[Dataset records]
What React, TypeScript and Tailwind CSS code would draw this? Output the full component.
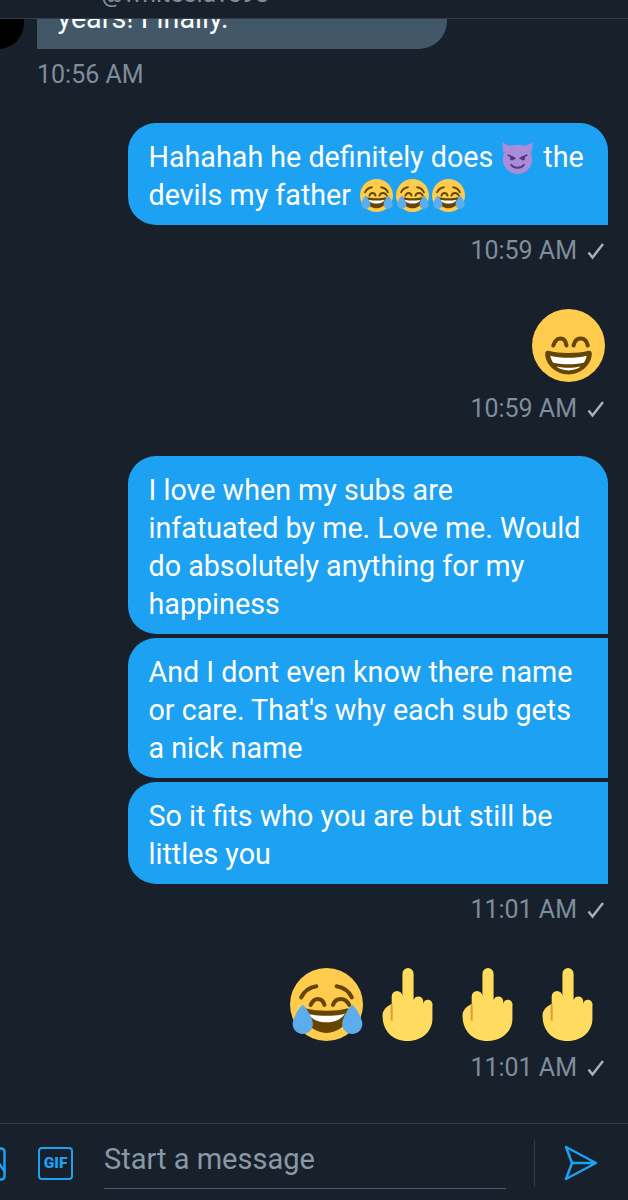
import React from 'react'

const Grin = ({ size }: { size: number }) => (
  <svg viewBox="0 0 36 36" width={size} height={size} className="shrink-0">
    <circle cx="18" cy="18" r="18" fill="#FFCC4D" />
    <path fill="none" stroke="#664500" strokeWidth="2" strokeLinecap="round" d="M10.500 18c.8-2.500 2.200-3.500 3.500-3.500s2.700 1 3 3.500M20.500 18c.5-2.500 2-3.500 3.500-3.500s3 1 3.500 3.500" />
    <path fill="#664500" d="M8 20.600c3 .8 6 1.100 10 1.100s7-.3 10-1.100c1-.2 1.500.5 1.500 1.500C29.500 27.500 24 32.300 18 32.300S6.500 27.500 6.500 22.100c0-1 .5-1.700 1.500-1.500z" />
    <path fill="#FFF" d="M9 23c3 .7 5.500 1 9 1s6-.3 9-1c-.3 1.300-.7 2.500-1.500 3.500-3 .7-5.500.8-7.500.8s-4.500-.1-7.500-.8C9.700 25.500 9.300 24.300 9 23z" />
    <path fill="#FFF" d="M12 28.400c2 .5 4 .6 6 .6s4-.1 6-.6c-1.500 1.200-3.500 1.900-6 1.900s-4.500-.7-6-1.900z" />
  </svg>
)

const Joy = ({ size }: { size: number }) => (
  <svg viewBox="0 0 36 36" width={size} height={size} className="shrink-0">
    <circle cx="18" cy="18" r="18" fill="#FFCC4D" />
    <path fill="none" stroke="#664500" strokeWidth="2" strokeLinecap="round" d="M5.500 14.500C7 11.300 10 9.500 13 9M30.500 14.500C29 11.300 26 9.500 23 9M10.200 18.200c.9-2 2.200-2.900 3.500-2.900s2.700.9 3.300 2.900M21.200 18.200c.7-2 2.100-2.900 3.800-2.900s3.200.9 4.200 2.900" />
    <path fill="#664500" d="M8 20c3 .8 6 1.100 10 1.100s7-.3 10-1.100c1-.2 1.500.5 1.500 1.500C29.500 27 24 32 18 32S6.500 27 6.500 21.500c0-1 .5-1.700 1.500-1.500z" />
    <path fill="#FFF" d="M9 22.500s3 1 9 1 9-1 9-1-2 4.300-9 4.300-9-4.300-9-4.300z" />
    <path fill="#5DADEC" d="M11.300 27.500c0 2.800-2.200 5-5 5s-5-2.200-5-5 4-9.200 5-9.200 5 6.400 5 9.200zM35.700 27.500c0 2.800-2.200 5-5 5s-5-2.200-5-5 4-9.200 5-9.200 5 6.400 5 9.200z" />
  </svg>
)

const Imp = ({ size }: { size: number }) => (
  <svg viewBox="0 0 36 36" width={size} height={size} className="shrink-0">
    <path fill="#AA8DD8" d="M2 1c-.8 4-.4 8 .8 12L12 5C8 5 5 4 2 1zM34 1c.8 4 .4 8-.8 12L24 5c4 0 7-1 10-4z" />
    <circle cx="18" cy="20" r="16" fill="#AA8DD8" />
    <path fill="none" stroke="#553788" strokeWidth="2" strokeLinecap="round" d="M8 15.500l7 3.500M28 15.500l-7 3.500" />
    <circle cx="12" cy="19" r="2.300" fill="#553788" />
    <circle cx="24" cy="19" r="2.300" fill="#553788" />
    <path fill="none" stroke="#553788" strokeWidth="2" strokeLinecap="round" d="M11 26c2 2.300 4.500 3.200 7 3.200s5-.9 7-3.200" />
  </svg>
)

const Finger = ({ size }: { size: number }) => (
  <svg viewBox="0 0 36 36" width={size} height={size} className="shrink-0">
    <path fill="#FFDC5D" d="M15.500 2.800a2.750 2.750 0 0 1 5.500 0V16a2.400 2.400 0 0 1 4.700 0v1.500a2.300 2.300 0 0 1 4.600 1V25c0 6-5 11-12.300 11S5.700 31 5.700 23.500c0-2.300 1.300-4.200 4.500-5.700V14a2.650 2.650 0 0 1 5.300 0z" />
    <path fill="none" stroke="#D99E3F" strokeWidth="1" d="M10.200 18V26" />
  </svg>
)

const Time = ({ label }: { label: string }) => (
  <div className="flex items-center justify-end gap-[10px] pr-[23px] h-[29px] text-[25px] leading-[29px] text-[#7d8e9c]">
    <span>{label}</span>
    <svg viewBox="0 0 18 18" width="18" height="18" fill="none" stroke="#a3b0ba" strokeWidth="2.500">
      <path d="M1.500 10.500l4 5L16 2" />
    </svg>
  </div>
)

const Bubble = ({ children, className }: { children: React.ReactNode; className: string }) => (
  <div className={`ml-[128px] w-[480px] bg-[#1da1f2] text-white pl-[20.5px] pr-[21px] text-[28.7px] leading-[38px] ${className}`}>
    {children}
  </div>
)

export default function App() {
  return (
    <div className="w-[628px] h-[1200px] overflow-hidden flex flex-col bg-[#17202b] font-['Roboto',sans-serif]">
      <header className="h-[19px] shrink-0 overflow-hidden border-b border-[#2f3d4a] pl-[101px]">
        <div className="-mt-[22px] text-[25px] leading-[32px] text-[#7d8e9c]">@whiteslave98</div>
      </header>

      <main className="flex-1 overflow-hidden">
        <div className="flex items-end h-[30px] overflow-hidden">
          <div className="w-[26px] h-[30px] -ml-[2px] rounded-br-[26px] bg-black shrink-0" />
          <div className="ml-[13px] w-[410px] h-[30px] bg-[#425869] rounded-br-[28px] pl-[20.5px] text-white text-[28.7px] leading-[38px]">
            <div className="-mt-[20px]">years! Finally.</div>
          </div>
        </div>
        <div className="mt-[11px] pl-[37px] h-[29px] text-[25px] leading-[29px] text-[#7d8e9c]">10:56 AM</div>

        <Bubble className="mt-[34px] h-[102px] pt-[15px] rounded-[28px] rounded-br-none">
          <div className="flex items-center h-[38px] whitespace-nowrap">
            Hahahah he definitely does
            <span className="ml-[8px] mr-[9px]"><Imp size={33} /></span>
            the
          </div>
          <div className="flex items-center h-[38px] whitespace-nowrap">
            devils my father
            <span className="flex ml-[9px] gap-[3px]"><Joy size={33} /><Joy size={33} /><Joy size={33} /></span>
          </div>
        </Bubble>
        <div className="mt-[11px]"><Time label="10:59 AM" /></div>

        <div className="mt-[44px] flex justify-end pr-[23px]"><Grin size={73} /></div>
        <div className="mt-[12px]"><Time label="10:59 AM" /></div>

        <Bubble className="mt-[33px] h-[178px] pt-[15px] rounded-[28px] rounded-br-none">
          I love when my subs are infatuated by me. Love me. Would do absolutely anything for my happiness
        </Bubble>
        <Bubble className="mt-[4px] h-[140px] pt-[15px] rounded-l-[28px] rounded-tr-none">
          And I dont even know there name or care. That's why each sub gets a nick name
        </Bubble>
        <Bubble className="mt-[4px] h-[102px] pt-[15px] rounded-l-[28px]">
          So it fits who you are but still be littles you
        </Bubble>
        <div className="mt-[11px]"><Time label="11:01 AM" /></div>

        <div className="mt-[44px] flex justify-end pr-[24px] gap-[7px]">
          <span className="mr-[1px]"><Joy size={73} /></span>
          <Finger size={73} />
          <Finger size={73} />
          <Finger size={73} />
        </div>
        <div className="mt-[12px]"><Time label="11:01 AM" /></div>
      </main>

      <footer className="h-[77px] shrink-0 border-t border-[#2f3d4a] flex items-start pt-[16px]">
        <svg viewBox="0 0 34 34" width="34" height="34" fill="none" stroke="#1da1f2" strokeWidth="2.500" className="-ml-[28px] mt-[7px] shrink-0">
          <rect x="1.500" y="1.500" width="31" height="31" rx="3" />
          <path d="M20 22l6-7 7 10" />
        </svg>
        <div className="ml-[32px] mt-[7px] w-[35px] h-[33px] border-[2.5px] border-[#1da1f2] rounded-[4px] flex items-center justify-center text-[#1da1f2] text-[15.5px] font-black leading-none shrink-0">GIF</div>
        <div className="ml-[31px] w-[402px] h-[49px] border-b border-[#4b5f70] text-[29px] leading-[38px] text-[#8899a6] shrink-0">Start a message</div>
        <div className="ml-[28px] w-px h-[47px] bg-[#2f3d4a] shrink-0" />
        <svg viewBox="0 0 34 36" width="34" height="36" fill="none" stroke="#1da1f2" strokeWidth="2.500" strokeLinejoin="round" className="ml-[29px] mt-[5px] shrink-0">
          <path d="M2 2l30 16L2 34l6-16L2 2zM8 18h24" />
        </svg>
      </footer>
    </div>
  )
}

==

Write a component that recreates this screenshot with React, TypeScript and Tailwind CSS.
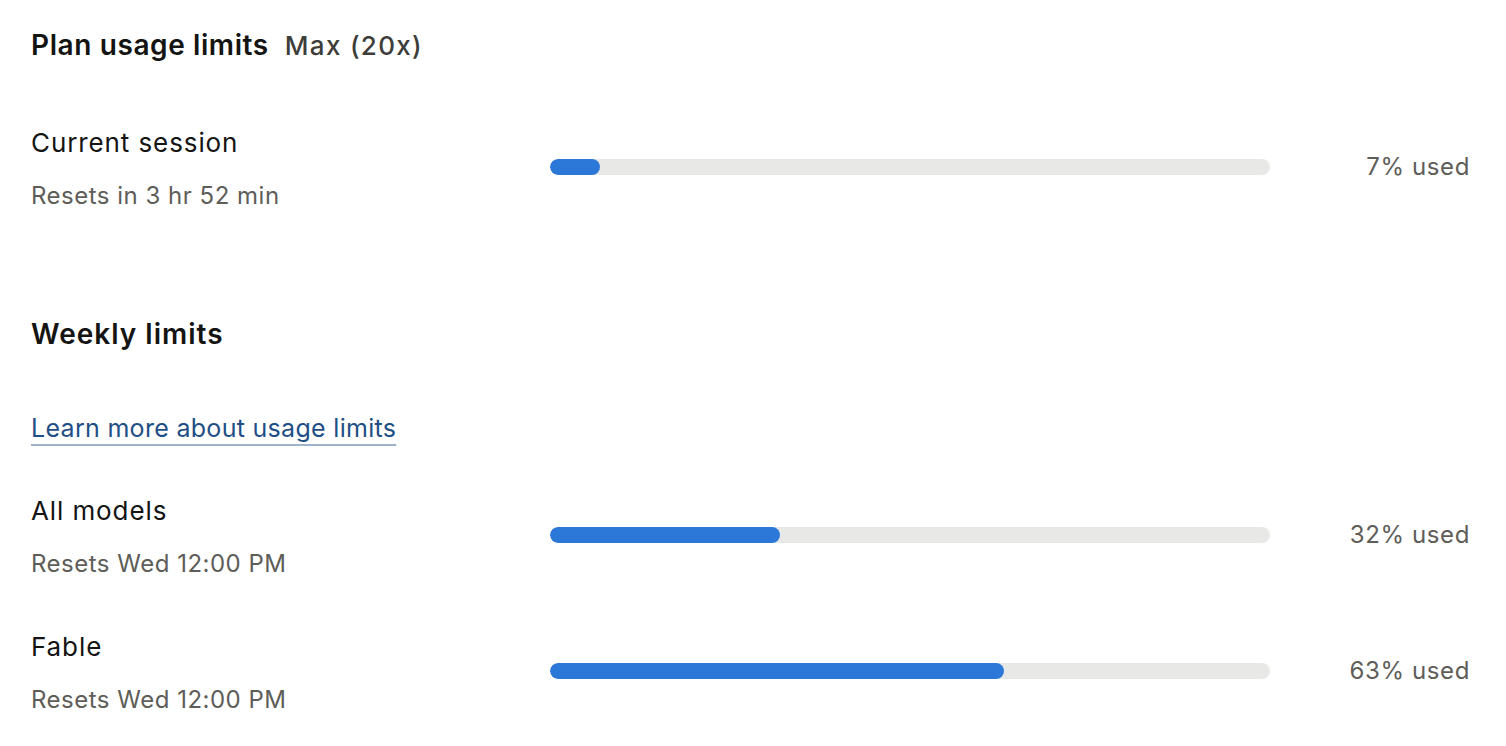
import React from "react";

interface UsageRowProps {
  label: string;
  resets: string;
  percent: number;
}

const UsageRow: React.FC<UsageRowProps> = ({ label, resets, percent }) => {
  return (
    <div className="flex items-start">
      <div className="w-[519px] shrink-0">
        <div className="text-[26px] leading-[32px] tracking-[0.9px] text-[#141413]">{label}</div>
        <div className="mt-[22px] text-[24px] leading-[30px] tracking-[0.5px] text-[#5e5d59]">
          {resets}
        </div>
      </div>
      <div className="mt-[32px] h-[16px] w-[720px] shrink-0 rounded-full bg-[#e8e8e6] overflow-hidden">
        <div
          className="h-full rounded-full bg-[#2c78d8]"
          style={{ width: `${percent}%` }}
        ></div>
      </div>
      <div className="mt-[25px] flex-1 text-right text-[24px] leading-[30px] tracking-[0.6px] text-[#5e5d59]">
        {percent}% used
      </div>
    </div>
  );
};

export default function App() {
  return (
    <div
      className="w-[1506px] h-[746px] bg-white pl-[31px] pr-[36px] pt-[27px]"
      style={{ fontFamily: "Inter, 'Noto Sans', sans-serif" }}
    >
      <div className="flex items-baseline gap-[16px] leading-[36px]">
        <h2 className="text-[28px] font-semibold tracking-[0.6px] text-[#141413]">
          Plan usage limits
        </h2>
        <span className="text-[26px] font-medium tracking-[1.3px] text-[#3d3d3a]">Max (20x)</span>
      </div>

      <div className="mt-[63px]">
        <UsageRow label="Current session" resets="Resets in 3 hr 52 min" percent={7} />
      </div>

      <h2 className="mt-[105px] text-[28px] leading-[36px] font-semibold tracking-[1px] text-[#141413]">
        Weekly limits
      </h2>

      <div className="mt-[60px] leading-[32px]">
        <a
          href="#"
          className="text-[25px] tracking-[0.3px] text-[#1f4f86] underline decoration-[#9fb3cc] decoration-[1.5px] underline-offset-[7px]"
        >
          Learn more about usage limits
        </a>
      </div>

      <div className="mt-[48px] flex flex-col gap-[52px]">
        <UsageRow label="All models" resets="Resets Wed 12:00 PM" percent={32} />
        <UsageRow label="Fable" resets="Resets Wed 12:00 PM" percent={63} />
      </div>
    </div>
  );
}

* [Your goal]: Among the entries above, take the lines from the one with "What React, TypeScript" through the one with "import React from 'react'" and retype them exactly, leaving out the pictures.

* [Exercise response]:
What React, TypeScript and Tailwind CSS code would draw this? Output the full component.
import React from 'react'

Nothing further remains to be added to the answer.